Here are some key tax considerations for individuals:

  • Tax brackets in the new state: Tax rates can vary significantly from one state to another. When moving it is important to consider tax brackets in the new state, to aid you in adequately planning your overall tax liability.
  • Selling a home: Different states may have varying rules regarding capital gains and exclusions. If you’re selling your former residence, be aware of any tax implications associated with the sale in your old state – you will not be exempt from tax duties because you no longer reside in that state. Consult a CPA for guidance in this regard.
  • Deductions and credits: Be prepared for differences in deductions and tax credits between states. Some deductions you enjoyed in your previous state may not apply in your new location.
  • Special considerations for retirees: Retirees, in particular, should pay attention to how pensions and retirement income are viewed in their new state of residence. State tax laws can significantly impact your retirement finances.

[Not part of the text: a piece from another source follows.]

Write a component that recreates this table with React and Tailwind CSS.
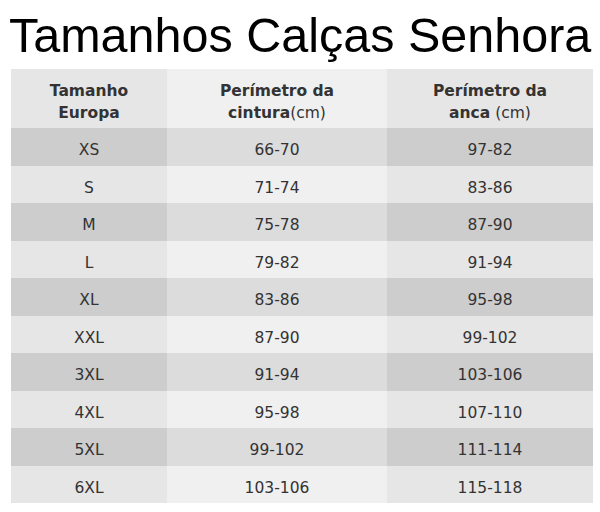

Tax considerations for businesses moving states

If you’re considering relocating your business or company, here are some business-specific tax considerations:

  • Is this a business move or expansion? Distinguish between moving your existing business and expanding into a new state. The tax implications can vary based on the nature of the move. Business tax may be higher in the new state than what it would cost to ship for sales in that state.
  • Understand the concept of nexus: this refers to how conducting business in multiple states affects your taxes. Different states have differing rules regarding when a business is considered to have a tax presence. Understand these brackets to ensure compliance and viability for your business structure.
  • State-specific corporate tax rates: Research state-specific corporate tax rates and incentives. These can significantly impact your business’s profitability.
  • Employment tax considerations: If you’re relocating employees as part of the move, you should be aware of employment tax considerations in both your old and new states

Checklist of steps to take when planning an interstate move

As you embark on your journey to a new state, consider these essential steps to ensure a smooth transition and minimize potential tax issues:

  • Notify state authorities: Notify the relevant authorities in your old and new states about the change in your domicile or residency status. This can help avoid confusion and potential tax disputes.
  • Tax reciprocity agreements: Understand any tax reciprocity agreements, if applicable, between the states involved in your move. These agreements can impact your tax obligations.
  • Property and school taxes: Review property and school taxes in your new location. School taxes are a component of property taxes that specifically fund local public schools. Understanding these costs can help you plan your budget effectively.
  • Keep records: Keep detailed records of moving expenses, as some of these expenses may be deductible.
  • Consult a tax professional: Tax professionals provide valuable guidance to ensure that you remain compliant and take advantage of available tax benefits.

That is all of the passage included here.